L’exemple sonore 7 fait entendre deux notes, une jouée Forte et l’autre jouée Piano. Les deux notes sont égalisée en intensité sonore (la note Piano est amplifiée), afin de faire entendre le timbre. On constate que les deux sons sont très proches (à part une variation d’intonation) : leurs spectres sont très voisins, à un facteur d’amplification près.
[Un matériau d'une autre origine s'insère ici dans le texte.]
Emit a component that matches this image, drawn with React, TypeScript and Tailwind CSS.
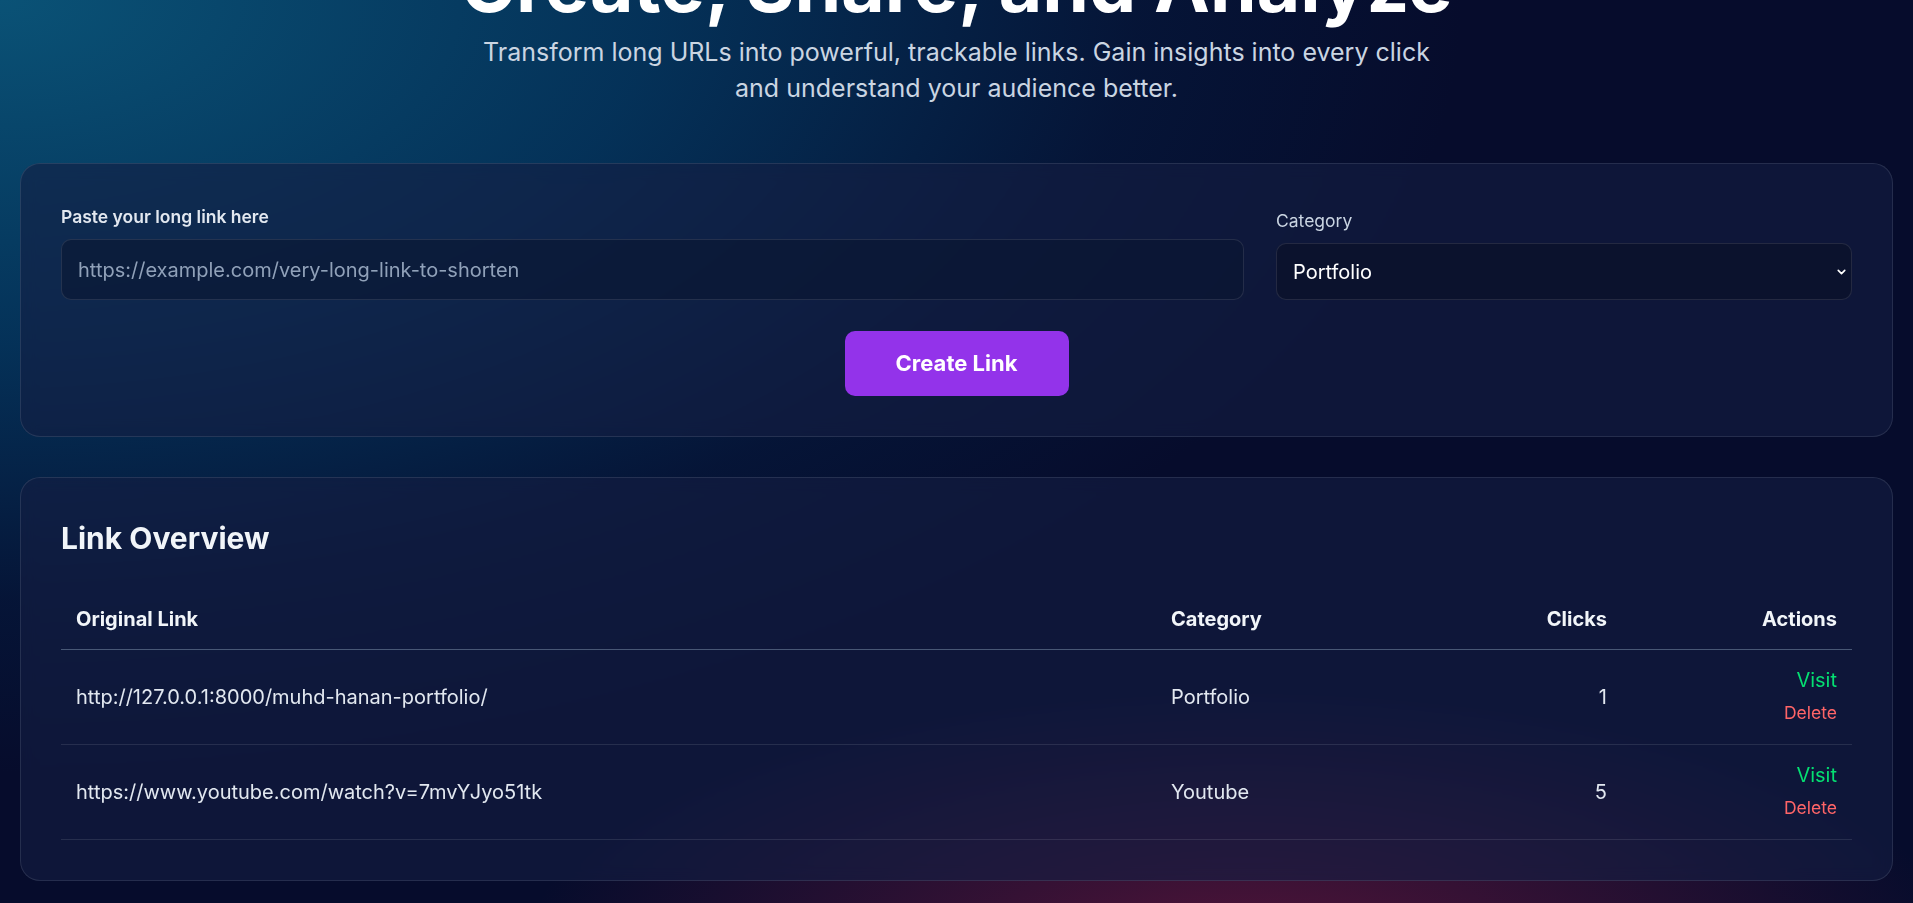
import { ChevronDown } from 'lucide-react';

type LinkRow = {
  url: string;
  category: string;
  clicks: number;
};

const links: LinkRow[] = [
  { url: 'http://127.0.0.1:8000/muhd-hanan-portfolio/', category: 'Portfolio', clicks: 1 },
  { url: 'https://www.youtube.com/watch?v=7mvYJyo51tk', category: 'Youtube', clicks: 5 },
];

export default function App() {
  return (
    <div className="h-[903px] w-full overflow-hidden bg-[#060c2c] bg-[image:radial-gradient(ellipse_85%_95%_at_0%_0%,rgba(10,82,118,1),rgba(4,56,96,0.85)_40%,rgba(4,40,80,0.3)_70%,transparent_90%),radial-gradient(ellipse_50%_38%_at_65%_105%,rgba(100,22,60,0.8),transparent_75%)] font-['Inter',sans-serif] text-slate-200">
      {/* Hero */}
      <div className="flex flex-col items-center px-5 text-center">
        <h1 className="-mt-[53px] text-[75px] font-bold leading-none text-white">
          Create, Share, and Analyze
        </h1>
        <p className="mt-[12px] max-w-[960px] text-[25px] leading-[36px] text-slate-300">
          Transform long URLs into powerful, trackable links. Gain insights into every click and understand your audience better.
        </p>
      </div>

      {/* Create form */}
      <div className="mx-5 mt-[57px] rounded-[20px] border border-white/10 bg-[#141e42]/60 p-[40px] backdrop-blur">
        <div className="flex items-end gap-[32px]">
          <div className="flex flex-1 flex-col">
            <label className="mb-[10px] text-[17.5px] font-semibold leading-[25px] text-slate-200">
              Paste your long link here
            </label>
            <input
              type="text"
              placeholder="https://example.com/very-long-link-to-shorten"
              className="h-[61px] rounded-[10px] border border-white/10 bg-[#0b1630]/60 px-4 text-[20px] text-white outline-none placeholder:text-slate-400"
            />
          </div>
          <div className="flex w-[576px] flex-col">
            <label className="mb-[10px] text-[17.5px] leading-[25px] text-slate-300">Category</label>
            <div className="relative">
              <select className="h-[57px] w-full appearance-none rounded-[10px] border border-white/10 bg-[#0b1128]/70 px-4 text-[20px] text-white outline-none">
                <option>Portfolio</option>
                <option>Youtube</option>
                <option>Other</option>
              </select>
              <ChevronDown className="pointer-events-none absolute right-[4px] top-1/2 h-[13px] w-[13px] -translate-y-1/2 text-white" strokeWidth={3} />
            </div>
          </div>
        </div>
        <div className="mt-[31px] flex justify-center">
          <button className="h-[65px] w-[224px] rounded-[10px] bg-[#9333ea] text-[22px] font-bold text-white">
            Create Link
          </button>
        </div>
      </div>

      {/* Link overview */}
      <div className="mx-5 mt-[40px] rounded-[20px] border border-white/10 bg-[#141e42]/60 p-[40px] backdrop-blur">
        <h2 className="text-[30px] font-bold leading-[40px] text-slate-100">Link Overview</h2>
        <table className="mt-[31px] w-full table-fixed border-collapse text-left">
          <colgroup>
            <col className="w-[1095px]" />
            <col />
            <col className="w-[233px]" />
            <col className="w-[230px]" />
          </colgroup>
          <thead>
            <tr className="border-b border-slate-500/70 text-[20px] text-slate-100">
              <th className="px-[15px] py-[15px] font-bold leading-[30px]">Original Link</th>
              <th className="px-[15px] py-[15px] font-bold leading-[30px]">Category</th>
              <th className="px-[15px] py-[15px] text-right font-bold leading-[30px]">Clicks</th>
              <th className="px-[15px] py-[15px] text-right font-bold leading-[30px]">Actions</th>
            </tr>
          </thead>
          <tbody>
            {links.map((link) => (
              <tr key={link.url} className="border-b border-white/10 text-[20px] text-slate-200">
                <td className="truncate px-[15px] py-[17px] align-middle">{link.url}</td>
                <td className="px-[15px] py-[17px] align-middle">{link.category}</td>
                <td className="px-[15px] py-[17px] text-right align-middle">{link.clicks}</td>
                <td className="px-[15px] pt-[15px] pb-[19px] text-right align-middle">
                  <div className="flex flex-col items-end">
                    <a className="text-[20px] leading-[30px] text-green-400">Visit</a>
                    <button className="mt-[5px] text-[17.5px] leading-[25px] text-red-400">Delete</button>
                  </div>
                </td>
              </tr>
            ))}
          </tbody>
        </table>
      </div>
    </div>
  );
}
Même si le clavicorde est considéré comme un clavier particulièrement « expressif », il possède en quelque sorte un degré d’expressivité de moins par rapport au piano. Il n’y a pas, ou moins, d’expressivité du timbre. Pour le piano, le timbre change considérablement entre les nuances douces et fortes, à cause de la compression de la couverture (en feutre ou en peau) du marteau. Son expressivité est d’une nature différente de celle du piano. Comme on va le voir, elle porte aussi sur l’intonation.

Exemple sonore 7 : son d’une note jouée Forte, et son de la même note jouée Piano amplifié.
Les deux sons sont égalisés en intensité. On note qu’ils sont très semblables, avec un timbre quasiment identique.



Figure 19 : spectres de la même note jouée avec trois nuances de dynamique, clavicorde BS. En abscisse la fréquence 0-16 kHz) sur une échelle logarithmique, en ordonnée l'amplitude spectrale, en dB.